Politiser la réponse, sans reproduire la violence
Depuis plus d’une décennie, des pratiques de justice transformatrice émergent, venues notamment des communautés afro-féministes, queer et anarchistes. L’enjeu n’est pas de « punir » à la place de l’État, mais de construire des manières collectives, situées et responsables d’aborder les faits, d’écouter les personnes touchées et de responsabiliser les auteurs présumés.
Cela peut passer par :
- Des cercles de soutien pour les victimes et survivant·es ;
- Des temps d’auto-réflexion encadrés pour les auteur·ices ;
- Des espaces de médiation ou de rupture collective temporaire ;
- Des engagements concrets (prise en charge psy, mise en retrait d’un projet, réparation symbolique ou matérielle…).
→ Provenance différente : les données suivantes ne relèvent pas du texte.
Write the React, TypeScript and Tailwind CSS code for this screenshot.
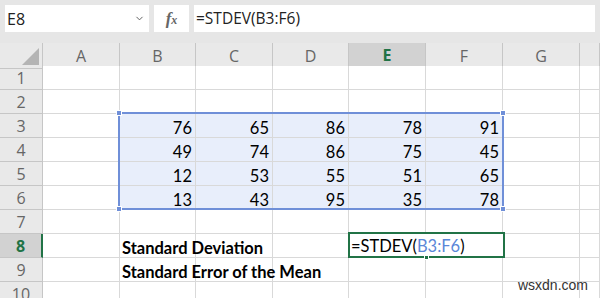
import { ChevronDown } from 'lucide-react';

const cols = ['A', 'B', 'C', 'D', 'E', 'F', 'G', ''];
const data: Record<number, number[]> = {
  3: [76, 65, 86, 78, 91],
  4: [49, 74, 86, 75, 45],
  5: [12, 53, 55, 51, 65],
  6: [13, 43, 95, 35, 78],
};
const rows = [1, 2, 3, 4, 5, 6, 7, 8, 9, 10];
const grid = 'grid grid-cols-[43px_77px_76px_77px_76px_77px_77px_77px_1fr]';
const cellFont = "font-['Lato','Liberation_Sans',sans-serif] text-[16.5px] text-black";

function Cell({ row, col }: { row: number; col: number }) {
  const sel = row >= 3 && row <= 6 && col >= 1 && col <= 5;
  let content: React.ReactNode = null;
  if (sel) content = data[row][col - 1];
  if (col === 1 && row === 8) content = 'Standard Deviation';
  if (col === 1 && row === 9) content = 'Standard Error of the Mean';
  const label = col === 1 && (row === 8 || row === 9);
  return (
    <div
      className={`h-6 border-b border-r border-[#d9d9d9] ${sel ? 'bg-[#e8eefb]' : 'bg-white'} ${
        label ? 'justify-start overflow-visible whitespace-nowrap pl-[2px] font-bold' : 'justify-end pr-[3px]'
      } relative flex items-end pb-[1px] leading-none ${cellFont}`}
    >
      {label ? <span className="relative z-10">{content}</span> : content}
    </div>
  );
}

export default function App() {
  return (
    <div className="relative h-[298px] w-[600px] overflow-hidden bg-white">
      {/* formula bar */}
      <div className="flex h-[43px] items-start gap-[5px] bg-[#e6e6e6] px-[5px] pt-[5px]">
        <div className="flex h-[27px] w-[144px] items-center justify-between bg-white pl-[2px] pr-[4px]">
          <span className="font-['Open_Sans',sans-serif] text-[16px] text-[#222]">E8</span>
          <ChevronDown size={11} strokeWidth={2} className="text-[#555]" />
        </div>
        <div className="flex h-[27px] w-[35px] items-center justify-center bg-white">
          <span className="font-['Liberation_Serif',serif] text-[17px] font-bold italic text-[#666]">
            f<span className="text-[12px]">x</span>
          </span>
        </div>
        <div className="flex h-[27px] flex-1 items-center bg-white pl-[2px]">
          <span className="font-['Open_Sans',sans-serif] text-[15.5px] text-[#222]">=STDEV(B3:F6)</span>
        </div>
      </div>

      {/* column headers */}
      <div className={`${grid} h-[23px] bg-[#e9e9e9]`}>
        <div className="relative border-b border-r border-[#c6c6c6]">
          <div className="absolute bottom-[3px] right-[3px] h-0 w-0 border-b-[17px] border-l-[17px] border-b-[#b4b4b4] border-l-transparent" />
        </div>
        {cols.map((c, i) => (
          <div
            key={i}
            className={`flex items-center justify-center font-['Open_Sans',sans-serif] text-[16px] ${
              c === 'E'
                ? 'border-b-2 border-r border-b-[#217346] border-r-[#c6c6c6] bg-[#d2d2d2] font-bold text-[#217346]'
                : 'border-b border-r border-[#c6c6c6] text-[#666]'
            }`}
          >
            {c}
          </div>
        ))}
      </div>

      {/* rows */}
      {rows.map((r) => (
        <div key={r} className={grid}>
          <div
            className={`flex h-6 items-center justify-center border-b font-['Open_Sans',sans-serif] text-[16px] ${
              r === 8
                ? 'border-r-2 border-b-[#c6c6c6] border-r-[#217346] bg-[#d2d2d2] font-bold text-[#217346]'
                : 'border-r border-[#c6c6c6] bg-[#e9e9e9] text-[#666]'
            }`}
          >
            {r}
          </div>
          {cols.map((_, ci) => (
            <Cell key={ci} row={r} col={ci} />
          ))}
        </div>
      ))}

      {/* selection B3:F6 */}
      <div className="pointer-events-none absolute left-[118px] top-[112px] h-[98px] w-[386px] border-2 border-[#6f8fd8]" />
      <div className="absolute left-[116px] top-[110px] h-[6px] w-[6px] border border-white bg-[#6f8fd8]" />
      <div className="absolute left-[500px] top-[110px] h-[6px] w-[6px] border border-white bg-[#6f8fd8]" />
      <div className="absolute left-[116px] top-[206px] h-[6px] w-[6px] border border-white bg-[#6f8fd8]" />
      <div className="absolute left-[500px] top-[206px] h-[6px] w-[6px] border border-white bg-[#6f8fd8]" />

      {/* active cell editor E8 */}
      <div
        className={`absolute left-[348px] top-[232px] flex h-[26px] w-[157px] items-end border-2 border-[#217346] bg-white pb-[2px] pl-[1px] leading-none ${cellFont}`}
      >
        =STDEV(<span className="text-[#5b87d8]">B3:F6</span>)
      </div>
      <div className="absolute left-[424px] top-[255px] h-[5px] w-[5px] border border-white bg-[#217346]" />

      <div className="absolute bottom-[2px] right-[12px] font-['Liberation_Sans',sans-serif] text-[14px] text-[#333]">
        wsxdn.com
      </div>
    </div>
  );
}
Ce que la fête peut apprendre
Des collectifs comme Consentis, Keep Smiling, Plus Belle la Nuit, développent des outils concrets pour les milieux festifs : équipes de veille consentement, espaces de recueil, formations des orgas, chartes d’engagement, protocoles d’action.
Ces démarches sont fragiles, souvent bénévoles, parfois critiquées – mais elles remplissent un vide institutionnel. Elles s’appuient sur l’idée que le soin ne peut pas être séparé du collectif. Qu’il ne suffit pas d’intervenir après-coup, mais qu’il faut créer des conditions où les agressions sont moins probables, et où la parole peut exister.
« Ce n’est pas parfait, mais c’est un début de prise de responsabilité. »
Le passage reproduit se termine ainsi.